There are many, many ways to attack the constitutionality of DOMA.  First, it is an unprecedented interference by the federal government in the state-law realm of marriage policy.  Historically, the institution of marriage has been regulated by the states and, barring any unconstitutional regulations (such as laws prohibiting interracial marriage), the federal government accepts the definition of marriage that states elect.  Thus, DOMA represents a significant intrusion into states’ autonomy.  Second, DOMA represents unjustified discrimination against homosexuals.  Whatever may be the traditional understanding of marriage, in 2013, there is no rational basis for allowing heterosexual couples to marry while preventing homosexual couples from doing so.  Third, by excluding homosexual couples who are in all other relevant respects similarly situated to heterosexual couples, DOMA impermissibly expresses bare moral disapproval of homosexuals—something the law does not permit.

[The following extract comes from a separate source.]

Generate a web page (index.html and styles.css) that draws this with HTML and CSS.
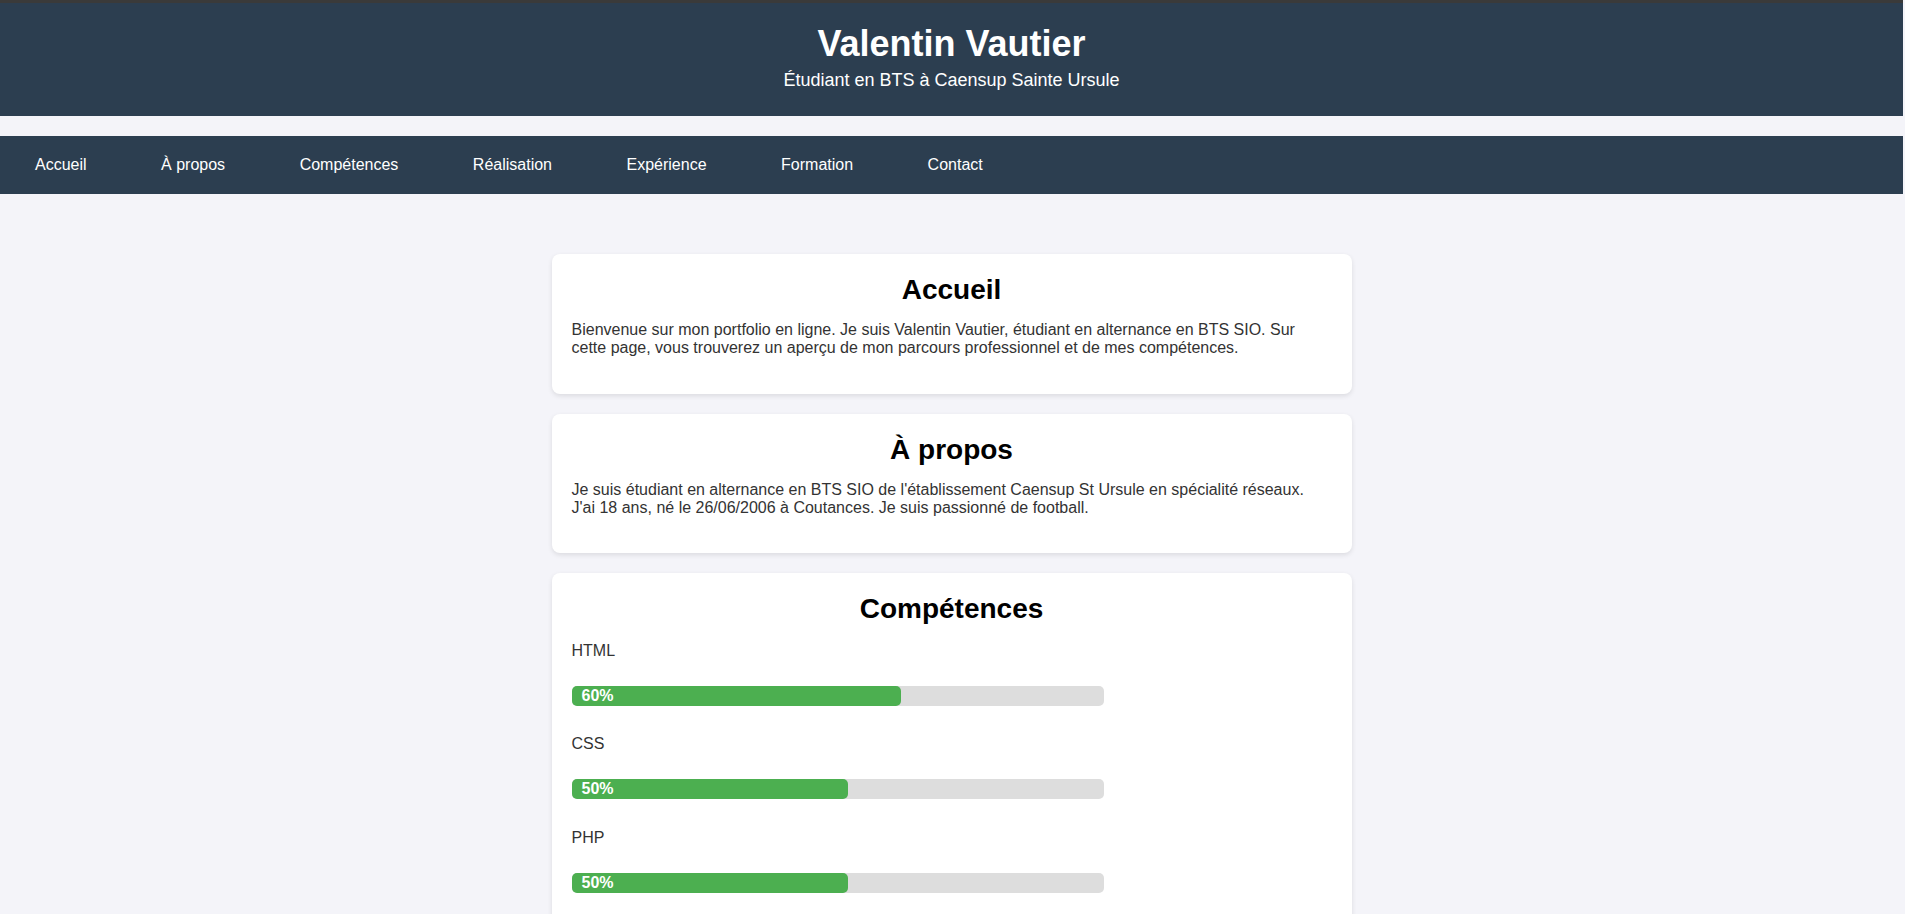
FILE: index.html
```html
<!DOCTYPE html>
<html lang="fr">
<head>
<meta charset="utf-8">
<title>Valentin Vautier - Portfolio</title>
<link rel="stylesheet" href="styles.css">
</head>
<body>
<header class="site-header">
  <h1 class="site-title">Valentin Vautier</h1>
  <p class="site-subtitle">Étudiant en BTS à Caensup Sainte Ursule</p>
</header>
<nav class="site-nav">
  <a href="#accueil">Accueil</a>
  <a href="#apropos">À propos</a>
  <a href="#competences">Compétences</a>
  <a href="#realisation">Réalisation</a>
  <a href="#experience">Expérience</a>
  <a href="#formation">Formation</a>
  <a href="#contact">Contact</a>
</nav>
<main class="content">
  <section class="card" id="accueil">
    <h2 class="card-title">Accueil</h2>
    <p class="card-text">Bienvenue sur mon portfolio en ligne. Je suis Valentin Vautier, étudiant en alternance en BTS SIO. Sur cette page, vous trouverez un aperçu de mon parcours professionnel et de mes compétences.</p>
  </section>
  <section class="card" id="apropos">
    <h2 class="card-title">À propos</h2>
    <p class="card-text">Je suis étudiant en alternance en BTS SIO de l'établissement Caensup St Ursule en spécialité réseaux. J'ai 18 ans, né le 26/06/2006 à Coutances. Je suis passionné de football.</p>
  </section>
  <section class="card" id="competences">
    <h2 class="card-title">Compétences</h2>
    <div class="skills">
      <div class="skill">
        <p class="skill-name">HTML</p>
        <div class="skill-bar"><div class="skill-fill" style="width:60%">60%</div></div>
      </div>
      <div class="skill">
        <p class="skill-name">CSS</p>
        <div class="skill-bar"><div class="skill-fill" style="width:50%">50%</div></div>
      </div>
      <div class="skill">
        <p class="skill-name">PHP</p>
        <div class="skill-bar"><div class="skill-fill" style="width:50%">50%</div></div>
      </div>
      <div class="skill">
        <p class="skill-name">Réseaux</p>
        <div class="skill-bar"><div class="skill-fill" style="width:70%">70%</div></div>
      </div>
    </div>
  </section>
</main>
</body>
</html>
```
FILE: styles.css
```css
html {
  background: #f4f4f9;
}

body {
  margin: 0 2px 0 0;
  border-top: 3px solid #3a3a3a;
  background: #f4f4f9;
  font-family: "Liberation Sans", Arial, sans-serif;
  font-size: 16px;
  color: #333;
}

.site-header {
  background: #2c3e50;
  color: #fff;
  text-align: center;
  padding: 20px 0 25px;
}

.site-title {
  margin: 0;
  font-size: 36px;
  font-weight: bold;
}

.site-subtitle {
  margin: 5px 0 0;
  font-size: 18px;
}

.site-nav {
  margin-top: 20px;
  background: #2c3e50;
  display: flex;
  gap: 34.5px;
  padding: 20px 0 20px 15px;
}

.site-nav a {
  color: #fff;
  text-decoration: none;
  padding: 0 20px;
  line-height: 18px;
}

.content {
  width: 800px;
  margin: 0 auto;
  padding-top: 60px;
}

.card {
  background: #fff;
  border-radius: 8px;
  padding: 20px;
  margin-bottom: 20px;
  box-shadow: 0 2px 5px rgba(0, 0, 0, 0.1);
}

.card-title {
  margin: 0 0 15px;
  font-size: 28px;
  text-align: center;
  color: #000;
}

.card-text {
  margin: 0 0 16.5px;
}

.skills {
  padding-top: 1.5px;
}

.skill {
  margin-bottom: 29.5px;
}

.skill-name {
  margin: 0 0 26px;
}

.skill-bar {
  width: 70%;
  height: 20px;
  background: #dddddd;
  border-radius: 5px;
}

.skill-fill {
  height: 20px;
  line-height: 20px;
  padding-left: 10px;
  background: #4caf50;
  color: #fff;
  font-weight: bold;
  border-radius: 5px;
}
```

But there is another, damning critique of DOMA that has received less attention, and that is the focus of the amicus brief we filed today.  The Supreme Court—which has been ambivalent and inconsistent on so many issues of constitutional law—has consistently held that laws may not punish children for the  moral disapproval of the conduct of their parents.  Thus, laws may not prevent non-marital children from receiving benefits upon the death of a parent to express moral disapproval of childbirth out-of-wedlock, or in an effort to “incentivize” adults to marry.  Nor may the laws deny public education to children because their parents are present in the country illegally, or in an effort to stem the tide of illegal immigration.  Nor may a family court take custody of a child away from the mother because society disapproves of the mother’s interracial relationship.

The federal government argues that DOMA is benefits children.  This is an odd reason to give in support of DOMA because DOMA does nothing to enhance the flow of benefits to children; rather, DOMA functions to exclude an entire sub-class of children from this type of support, simply because the children’s parents are of the same sex.

There are many reasons the United States Supreme Court should find DOMA unconstitutional.  Its effect on the children of same-sex couples—both in excluding their families from benefits and in stigmatizing their families as lesser than other families—is perhaps one of the most compelling.